Mr. Obama and Mr. Putin – at odds over Ukraine and much else – were to meet in New York later Monday, but whether the Russian and U.S. leaders can find a common path toward peace in Syria remains unknown, especially given worsening relations between the two men and the approaching end of Mr. Obama's second term in the Oval Office.

For U.S., Russia and Iran, defeat of IS just one goal among many others

The Islamic State

Russia's Vladimir Putin and U.S. President Barack Obama agree: The terrorist Sunni group known as the Islamic State is their No. 1 concern in Syria, where IS forces control significant territory in the north, centre and east of the country. Beyond that, there's little the two men agree on.

Mr. Putin has been deploying armed forces and materiel to Syria (mostly in the Alawite homeland of western Syria) to prop up the embattled regime of Bashar al-Assad so that the Syrian army can take the fight to the Islamic State.

Mr. Obama, on the other hand, has been content to attack IS forces from the air and wants nothing to do with the tyrannical Mr. al-Assad. Indeed, Mr. Obama wants the tyrant out so democracy can flourish.

Mr. Putin argues that Mr. al-Assad's regime cannot vacate its offices until a new administration is ready to take over. To leave a vacuum, he told the UN General Assembly on Monday, risks a chaotic and volatile situation such as the one Libya now is facing in which extremists may very well triumph.

The Assad regime

While Mr. Obama might well wish to see the Syrian leader gone, it seems he is softening on just how soon he wants him evicted. Perhaps influenced by Mr. Putin's Libyan analogy, or by several European leaders, including Britain's David Cameron, who now argue it might be helpful for Mr. al-Assad to stay through a transition, the U.S. leader now allows that the dictator need not go immediately.

Russian boots

Mr. Putin told CBS interviewer Charlie Rose last week that "right now" Russia doesn't plan to "participate in any troop operations in the territory of Syria." This leaves quite a lot of wiggle room should he decide to send his soldiers into combat.

The only issue that likely would cause him to do that, however, would be the prospect of the Islamic State gaining a completely free hand, if not complete control, in Syria.

The prospect of some 2,000 victorious Russian-born IS fighters returning to Chechnya and taking the battle to Moscow is more than Mr. Putin is willing to risk. It's better, he believes, to have that battle inside Syria rather than at home.

IRAN

Iranian President Hassan Rouhani shares one thing in common with both Mr. Putin and Mr. Obama: He, too, believes religious terrorism is the greatest threat facing the Middle East and the world.

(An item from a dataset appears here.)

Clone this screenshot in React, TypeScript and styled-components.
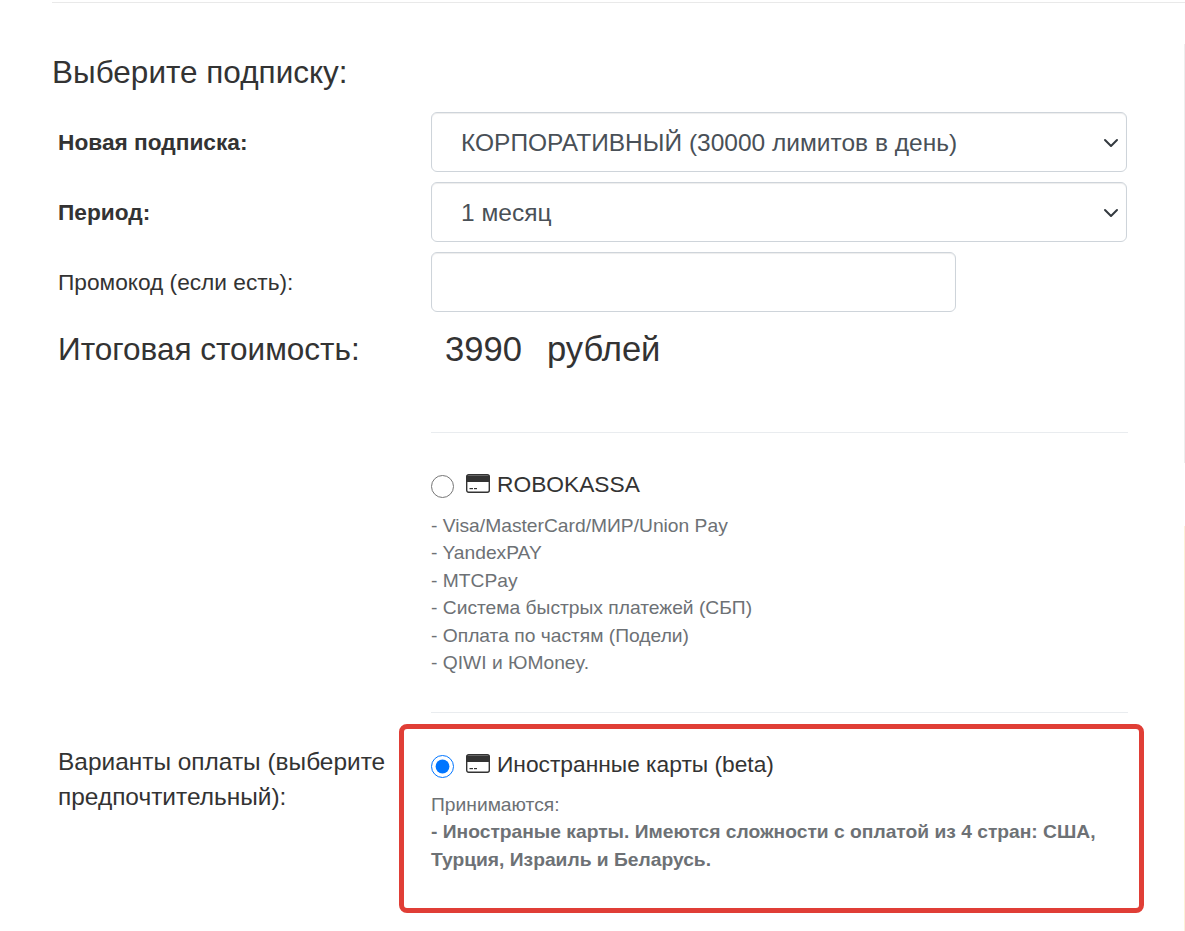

Of course, the Shia Iranian leader is referring to the Sunni brand of extremism as practised by groups such as the Islamic State and al-Qaeda that also are opposed by the West. However, the United States and many of its allies, including Canada, Saudi Arabia and Israel, also view certain Shia groups such as the Iranian-backed Hezbollah movement as terrorists.

Nevertheless, Mr. Rouhani said Iran would be willing to work together with the United States and other parties in "a united front against extremism and violence" in order to bring democracy to Syria.

The nuclear test

The Iranian President's pledge to work for democracy in Syria, however, is conditional on the United States and the other members of the UN Security Council passing a test.

Mr. Rouhani explained that while he is full of praise for the negotiations of the nuclear deal recently concluded between Iran and the Security Council's five permanent members and Germany, the deal also is looked on by Iran as something of a test – to see if the United States and others are sincere in truly implementing what was agreed, namely the lifting of sanctions against Iran.

While U.S. Secretary of State John Kerry on Saturday told his Iranian counterpart Mohammad Javad Zarif that the United States hoped their two countries could work together to help resolve the crisis in Syria, Mr. Rouhani's chief of staff, Mohammad Nahavandian, said on Sunday that such an arrangement would depend on the United States passing the nuclear test.

"We have to see whether the implementation stage can bring about some level of trust," he told the Al-Monitor news service.